## begin INFORMATION SHOWN

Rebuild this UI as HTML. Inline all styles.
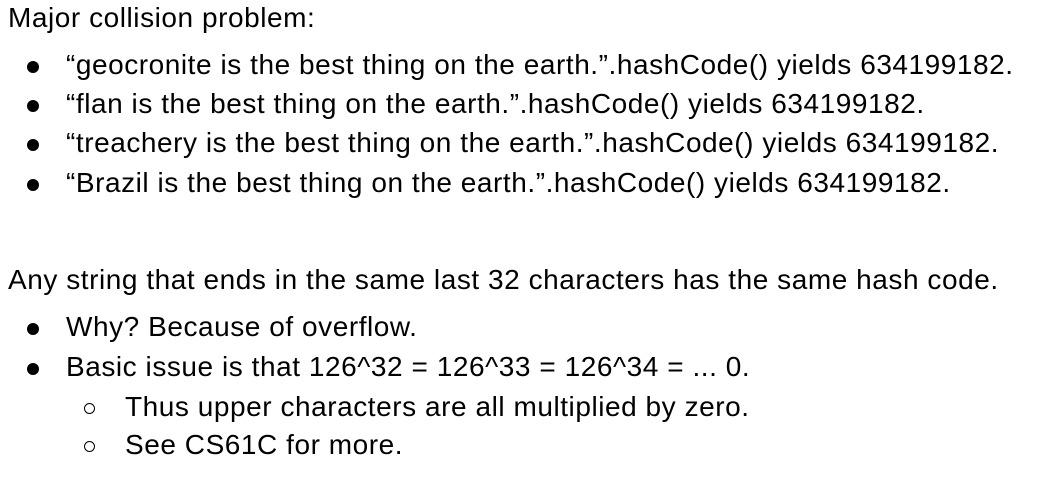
<!DOCTYPE html>
<html><head><meta charset="utf-8"><style>
body{margin:0;width:1044px;height:492px;background:#fff;position:relative;overflow:hidden;font-family:"Liberation Sans",sans-serif;font-size:28px;color:#000}
.l{position:absolute;white-space:nowrap;line-height:30px;letter-spacing:0.55px}
.b{position:absolute;width:12px;height:12px;border-radius:50%;background:#000}
.c{position:absolute;width:9px;height:9px;border-radius:50%;border:1.5px solid #000}
</style></head><body>
<div class="l" style="left:8px;top:3px">Major collision problem:</div>
<div class="b" style="left:27px;top:61px"></div><div class="l" style="left:66px;top:50px">“geocronite is the best thing on the earth.”.hashCode() yields 634199182.</div>
<div class="b" style="left:27px;top:100px"></div><div class="l" style="left:66px;top:89px">“flan is the best thing on the earth.”.hashCode() yields 634199182.</div>
<div class="b" style="left:27px;top:139px"></div><div class="l" style="left:66px;top:128px">“treachery is the best thing on the earth.”.hashCode() yields 634199182.</div>
<div class="b" style="left:27px;top:179px"></div><div class="l" style="left:66px;top:168px">“Brazil is the best thing on the earth.”.hashCode() yields 634199182.</div>
<div class="l" style="left:8px;top:265px">Any string that ends in the same last 32 characters has the same hash code.</div>
<div class="b" style="left:27px;top:323px"></div><div class="l" style="left:66px;top:312px">Why? Because of overflow.</div>
<div class="b" style="left:27px;top:363px"></div><div class="l" style="left:66px;top:352px">Basic issue is that 126^32 = 126^33 = 126^34 = ... 0.</div>
<div class="c" style="left:84px;top:403px"></div><div class="l" style="left:125px;top:392px">Thus upper characters are all multiplied by zero.</div>
<div class="c" style="left:84px;top:441px"></div><div class="l" style="left:125px;top:430px">See CS61C for more.</div>
</body></html>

## end INFORMATION SHOWN

Write the lines above out again exactly, without any of their pictures.

WRITTEN SOLUTION:
Rebuild this UI as HTML. Inline all styles.
<!DOCTYPE html>
<html><head><meta charset="utf-8"><style>
body{margin:0;width:1044px;height:492px;background:#fff;position:relative;overflow:hidden;font-family:"Liberation Sans",sans-serif;font-size:28px;color:#000}
.l{position:absolute;white-space:nowrap;line-height:30px;letter-spacing:0.55px}
.b{position:absolute;width:12px;height:12px;border-radius:50%;background:#000}
.c{position:absolute;width:9px;height:9px;border-radius:50%;border:1.5px solid #000}
</style></head><body>
<div class="l" style="left:8px;top:3px">Major collision problem:</div>
<div class="b" style="left:27px;top:61px"></div><div class="l" style="left:66px;top:50px">“geocronite is the best thing on the earth.”.hashCode() yields 634199182.</div>
<div class="b" style="left:27px;top:100px"></div><div class="l" style="left:66px;top:89px">“flan is the best thing on the earth.”.hashCode() yields 634199182.</div>
<div class="b" style="left:27px;top:139px"></div><div class="l" style="left:66px;top:128px">“treachery is the best thing on the earth.”.hashCode() yields 634199182.</div>
<div class="b" style="left:27px;top:179px"></div><div class="l" style="left:66px;top:168px">“Brazil is the best thing on the earth.”.hashCode() yields 634199182.</div>
<div class="l" style="left:8px;top:265px">Any string that ends in the same last 32 characters has the same hash code.</div>
<div class="b" style="left:27px;top:323px"></div><div class="l" style="left:66px;top:312px">Why? Because of overflow.</div>
<div class="b" style="left:27px;top:363px"></div><div class="l" style="left:66px;top:352px">Basic issue is that 126^32 = 126^33 = 126^34 = ... 0.</div>
<div class="c" style="left:84px;top:403px"></div><div class="l" style="left:125px;top:392px">Thus upper characters are all multiplied by zero.</div>
<div class="c" style="left:84px;top:441px"></div><div class="l" style="left:125px;top:430px">See CS61C for more.</div>
</body></html>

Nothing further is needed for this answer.